:: What needs to be done ::
Skip the pictures and quote all of the lines exactly.

= = = = =

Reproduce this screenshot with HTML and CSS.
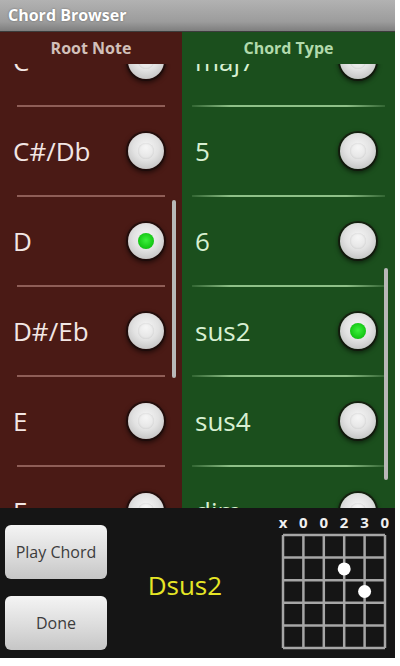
FILE: index.html
```html
<!DOCTYPE html>
<html>
<head>
  <meta charset="utf-8">
  <title>Chord Browser</title>
  <link rel="stylesheet" href="styles.css">
</head>
<body>

<div class="app">
  <div class="titlebar">Chord Browser</div>

  <div class="columns">
    <div class="column root">
      <div class="col-head">Root Note</div>
      <div class="list">
        <div class="rows">
          <div class="row"><span class="label">C</span><span class="radio"></span></div>
          <div class="divider"></div>
          <div class="row"><span class="label">C#/Db</span><span class="radio"></span></div>
          <div class="divider"></div>
          <div class="row"><span class="label">D</span><span class="radio checked"></span></div>
          <div class="divider"></div>
          <div class="row"><span class="label">D#/Eb</span><span class="radio"></span></div>
          <div class="divider"></div>
          <div class="row"><span class="label">E</span><span class="radio"></span></div>
          <div class="divider"></div>
          <div class="row"><span class="label">F</span><span class="radio"></span></div>
        </div>
        <div class="scrollbar"></div>
      </div>
    </div>

    <div class="column type">
      <div class="col-head">Chord Type</div>
      <div class="list">
        <div class="rows">
          <div class="row"><span class="label">maj7</span><span class="radio"></span></div>
          <div class="divider"></div>
          <div class="row"><span class="label">5</span><span class="radio"></span></div>
          <div class="divider"></div>
          <div class="row"><span class="label">6</span><span class="radio"></span></div>
          <div class="divider"></div>
          <div class="row"><span class="label">sus2</span><span class="radio checked"></span></div>
          <div class="divider"></div>
          <div class="row"><span class="label">sus4</span><span class="radio"></span></div>
          <div class="divider"></div>
          <div class="row"><span class="label">dim</span><span class="radio"></span></div>
        </div>
        <div class="scrollbar"></div>
      </div>
    </div>
  </div>

  <div class="panel">
    <div class="buttons">
      <button class="btn">Play Chord</button>
      <button class="btn">Done</button>
    </div>
    <div class="chord-name">Dsus2</div>
    <div class="diagram">
      <div class="open-strings">
        <span>x</span><span>0</span><span>0</span><span>2</span><span>3</span><span>0</span>
      </div>
      <svg class="fretboard" width="106" height="117" viewBox="0 0 106 117">
        <g stroke="#a6a6a6" stroke-width="2.5" fill="none">
          <line x1="2" y1="2" x2="2" y2="115"/>
          <line x1="22.4" y1="2" x2="22.4" y2="115"/>
          <line x1="42.8" y1="2" x2="42.8" y2="115"/>
          <line x1="63.2" y1="2" x2="63.2" y2="115"/>
          <line x1="83.6" y1="2" x2="83.6" y2="115"/>
          <line x1="104" y1="2" x2="104" y2="115"/>
          <line x1="2" y1="2" x2="104" y2="2"/>
          <line x1="2" y1="24.6" x2="104" y2="24.6"/>
          <line x1="2" y1="47.2" x2="104" y2="47.2"/>
          <line x1="2" y1="69.8" x2="104" y2="69.8"/>
          <line x1="2" y1="92.4" x2="104" y2="92.4"/>
          <line x1="2" y1="115" x2="104" y2="115"/>
        </g>
        <circle cx="63.2" cy="35.9" r="6.5" fill="#fff"/>
        <circle cx="83.6" cy="58.5" r="6.5" fill="#fff"/>
      </svg>
    </div>
  </div>
</div>

</body>
</html>
```

FILE: styles.css
```css
body {
  margin: 0;
  background: #fff;
  font-family: "Open Sans", "DejaVu Sans", sans-serif;
}
.app {
  width: 395px;
  height: 658px;
  display: flex;
  flex-direction: column;
  overflow: hidden;
}
.titlebar {
  height: 31px;
  line-height: 31px;
  padding-left: 8px;
  color: #fff;
  font-size: 16px;
  font-weight: bold;
  background: linear-gradient(#b2b2b2, #9c9c9c 70%, #7e7e7e);
  border-bottom: 1px solid #3c3c3c;
  text-shadow: 0 0 2px rgba(0,0,0,0.4);
}
.columns {
  display: flex;
  height: 476px;
}
.column {
  display: flex;
  flex-direction: column;
}
.root {
  width: 182px;
  background: #4a1a15;
  color: #f2e6e4;
}
.type {
  width: 213px;
  background: #1b4f1d;
  color: #d8f0d2;
}
.col-head {
  height: 30px;
  line-height: 28px;
  padding-top: 2px;
  text-align: center;
  font-size: 16px;
  font-weight: bold;
}
.root .col-head {
  color: #d2c0ba;
}
.type .col-head {
  color: #b2daac;
}
.list {
  position: relative;
  height: 444px;
  overflow: hidden;
}
.rows {
  margin-top: -47px;
}
.row {
  height: 88px;
  display: flex;
  align-items: center;
  justify-content: space-between;
  padding: 0 18px 0 13px;
}
.type .row {
  padding-right: 19px;
}
.label {
  font-size: 26px;
}
.divider {
  height: 2px;
  margin: 0 17px;
  background: #8f5e57;
}
.type .divider {
  margin: 0 10px;
  background: linear-gradient(to right, rgba(120,170,115,0.25), #8fc088 20%, #8fc088 80%, rgba(120,170,115,0.25));
}
.radio {
  position: relative;
  width: 36px;
  height: 36px;
  border-radius: 50%;
  background: radial-gradient(circle at 50% 40%, #f6f6f6 0, #e2e2e2 45%, #c4c4c4 80%, #9a9a9a 100%);
  box-shadow: 0 0 0 2px rgba(20,10,10,0.6), 0 2px 4px 2px rgba(0,0,0,0.5);
}
.radio::before {
  content: "";
  position: absolute;
  left: 10px;
  top: 10px;
  width: 16px;
  height: 16px;
  border-radius: 50%;
  box-shadow: inset 0 0 2px rgba(0,0,0,0.15);
}
.radio.checked::after {
  content: "";
  position: absolute;
  left: 10px;
  top: 10px;
  width: 16px;
  height: 16px;
  border-radius: 50%;
  background: radial-gradient(circle at 50% 45%, #3cf03c, #12c412 70%, #0a8a0a);
}
.scrollbar {
  position: absolute;
  width: 4px;
  border-radius: 2px;
  background: #b8b8b8;
}
.root .scrollbar {
  left: 172px;
  top: 136px;
  height: 178px;
}
.type .scrollbar {
  left: 202px;
  top: 204px;
  height: 212px;
}
.panel {
  height: 150px;
  display: flex;
  background: #151515;
}
.buttons {
  display: flex;
  flex-direction: column;
  gap: 17px;
  padding: 17px 0 0 5px;
}
.btn {
  width: 102px;
  height: 54px;
  border: none;
  border-radius: 6px;
  background: linear-gradient(#f4f4f4, #dcdcdc 55%, #c6c6c6);
  color: #3c3c3c;
  font-family: "Open Sans", "DejaVu Sans", sans-serif;
  font-size: 16px;
  padding: 0;
}
.chord-name {
  flex: 1;
  display: flex;
  align-items: center;
  justify-content: center;
  padding: 4px 10px 0 0;
  color: #e6e626;
  font-size: 26px;
}
.diagram {
  width: 122.2px;
  padding-top: 4px;
}
.open-strings {
  display: flex;
  height: 20px;
  line-height: 20px;
}
.open-strings span {
  width: 20.4px;
  text-align: center;
  color: #f0f0f0;
  font-size: 15px;
  font-weight: bold;
}
.fretboard {
  display: block;
  margin: 1px 0 0 8.2px;
}
```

= = = = =

:: Exercise solution ::
Reproduce this screenshot with HTML and CSS.
FILE: index.html
```html
<!DOCTYPE html>
<html>
<head>
  <meta charset="utf-8">
  <title>Chord Browser</title>
  <link rel="stylesheet" href="styles.css">
</head>
<body>

<div class="app">
  <div class="titlebar">Chord Browser</div>

  <div class="columns">
    <div class="column root">
      <div class="col-head">Root Note</div>
      <div class="list">
        <div class="rows">
          <div class="row"><span class="label">C</span><span class="radio"></span></div>
          <div class="divider"></div>
          <div class="row"><span class="label">C#/Db</span><span class="radio"></span></div>
          <div class="divider"></div>
          <div class="row"><span class="label">D</span><span class="radio checked"></span></div>
          <div class="divider"></div>
          <div class="row"><span class="label">D#/Eb</span><span class="radio"></span></div>
          <div class="divider"></div>
          <div class="row"><span class="label">E</span><span class="radio"></span></div>
          <div class="divider"></div>
          <div class="row"><span class="label">F</span><span class="radio"></span></div>
        </div>
        <div class="scrollbar"></div>
      </div>
    </div>

    <div class="column type">
      <div class="col-head">Chord Type</div>
      <div class="list">
        <div class="rows">
          <div class="row"><span class="label">maj7</span><span class="radio"></span></div>
          <div class="divider"></div>
          <div class="row"><span class="label">5</span><span class="radio"></span></div>
          <div class="divider"></div>
          <div class="row"><span class="label">6</span><span class="radio"></span></div>
          <div class="divider"></div>
          <div class="row"><span class="label">sus2</span><span class="radio checked"></span></div>
          <div class="divider"></div>
          <div class="row"><span class="label">sus4</span><span class="radio"></span></div>
          <div class="divider"></div>
          <div class="row"><span class="label">dim</span><span class="radio"></span></div>
        </div>
        <div class="scrollbar"></div>
      </div>
    </div>
  </div>

  <div class="panel">
    <div class="buttons">
      <button class="btn">Play Chord</button>
      <button class="btn">Done</button>
    </div>
    <div class="chord-name">Dsus2</div>
    <div class="diagram">
      <div class="open-strings">
        <span>x</span><span>0</span><span>0</span><span>2</span><span>3</span><span>0</span>
      </div>
      <svg class="fretboard" width="106" height="117" viewBox="0 0 106 117">
        <g stroke="#a6a6a6" stroke-width="2.5" fill="none">
          <line x1="2" y1="2" x2="2" y2="115"/>
          <line x1="22.4" y1="2" x2="22.4" y2="115"/>
          <line x1="42.8" y1="2" x2="42.8" y2="115"/>
          <line x1="63.2" y1="2" x2="63.2" y2="115"/>
          <line x1="83.6" y1="2" x2="83.6" y2="115"/>
          <line x1="104" y1="2" x2="104" y2="115"/>
          <line x1="2" y1="2" x2="104" y2="2"/>
          <line x1="2" y1="24.6" x2="104" y2="24.6"/>
          <line x1="2" y1="47.2" x2="104" y2="47.2"/>
          <line x1="2" y1="69.8" x2="104" y2="69.8"/>
          <line x1="2" y1="92.4" x2="104" y2="92.4"/>
          <line x1="2" y1="115" x2="104" y2="115"/>
        </g>
        <circle cx="63.2" cy="35.9" r="6.5" fill="#fff"/>
        <circle cx="83.6" cy="58.5" r="6.5" fill="#fff"/>
      </svg>
    </div>
  </div>
</div>

</body>
</html>
```

FILE: styles.css
```css
body {
  margin: 0;
  background: #fff;
  font-family: "Open Sans", "DejaVu Sans", sans-serif;
}
.app {
  width: 395px;
  height: 658px;
  display: flex;
  flex-direction: column;
  overflow: hidden;
}
.titlebar {
  height: 31px;
  line-height: 31px;
  padding-left: 8px;
  color: #fff;
  font-size: 16px;
  font-weight: bold;
  background: linear-gradient(#b2b2b2, #9c9c9c 70%, #7e7e7e);
  border-bottom: 1px solid #3c3c3c;
  text-shadow: 0 0 2px rgba(0,0,0,0.4);
}
.columns {
  display: flex;
  height: 476px;
}
.column {
  display: flex;
  flex-direction: column;
}
.root {
  width: 182px;
  background: #4a1a15;
  color: #f2e6e4;
}
.type {
  width: 213px;
  background: #1b4f1d;
  color: #d8f0d2;
}
.col-head {
  height: 30px;
  line-height: 28px;
  padding-top: 2px;
  text-align: center;
  font-size: 16px;
  font-weight: bold;
}
.root .col-head {
  color: #d2c0ba;
}
.type .col-head {
  color: #b2daac;
}
.list {
  position: relative;
  height: 444px;
  overflow: hidden;
}
.rows {
  margin-top: -47px;
}
.row {
  height: 88px;
  display: flex;
  align-items: center;
  justify-content: space-between;
  padding: 0 18px 0 13px;
}
.type .row {
  padding-right: 19px;
}
.label {
  font-size: 26px;
}
.divider {
  height: 2px;
  margin: 0 17px;
  background: #8f5e57;
}
.type .divider {
  margin: 0 10px;
  background: linear-gradient(to right, rgba(120,170,115,0.25), #8fc088 20%, #8fc088 80%, rgba(120,170,115,0.25));
}
.radio {
  position: relative;
  width: 36px;
  height: 36px;
  border-radius: 50%;
  background: radial-gradient(circle at 50% 40%, #f6f6f6 0, #e2e2e2 45%, #c4c4c4 80%, #9a9a9a 100%);
  box-shadow: 0 0 0 2px rgba(20,10,10,0.6), 0 2px 4px 2px rgba(0,0,0,0.5);
}
.radio::before {
  content: "";
  position: absolute;
  left: 10px;
  top: 10px;
  width: 16px;
  height: 16px;
  border-radius: 50%;
  box-shadow: inset 0 0 2px rgba(0,0,0,0.15);
}
.radio.checked::after {
  content: "";
  position: absolute;
  left: 10px;
  top: 10px;
  width: 16px;
  height: 16px;
  border-radius: 50%;
  background: radial-gradient(circle at 50% 45%, #3cf03c, #12c412 70%, #0a8a0a);
}
.scrollbar {
  position: absolute;
  width: 4px;
  border-radius: 2px;
  background: #b8b8b8;
}
.root .scrollbar {
  left: 172px;
  top: 136px;
  height: 178px;
}
.type .scrollbar {
  left: 202px;
  top: 204px;
  height: 212px;
}
.panel {
  height: 150px;
  display: flex;
  background: #151515;
}
.buttons {
  display: flex;
  flex-direction: column;
  gap: 17px;
  padding: 17px 0 0 5px;
}
.btn {
  width: 102px;
  height: 54px;
  border: none;
  border-radius: 6px;
  background: linear-gradient(#f4f4f4, #dcdcdc 55%, #c6c6c6);
  color: #3c3c3c;
  font-family: "Open Sans", "DejaVu Sans", sans-serif;
  font-size: 16px;
  padding: 0;
}
.chord-name {
  flex: 1;
  display: flex;
  align-items: center;
  justify-content: center;
  padding: 4px 10px 0 0;
  color: #e6e626;
  font-size: 26px;
}
.diagram {
  width: 122.2px;
  padding-top: 4px;
}
.open-strings {
  display: flex;
  height: 20px;
  line-height: 20px;
}
.open-strings span {
  width: 20.4px;
  text-align: center;
  color: #f0f0f0;
  font-size: 15px;
  font-weight: bold;
}
.fretboard {
  display: block;
  margin: 1px 0 0 8.2px;
}
```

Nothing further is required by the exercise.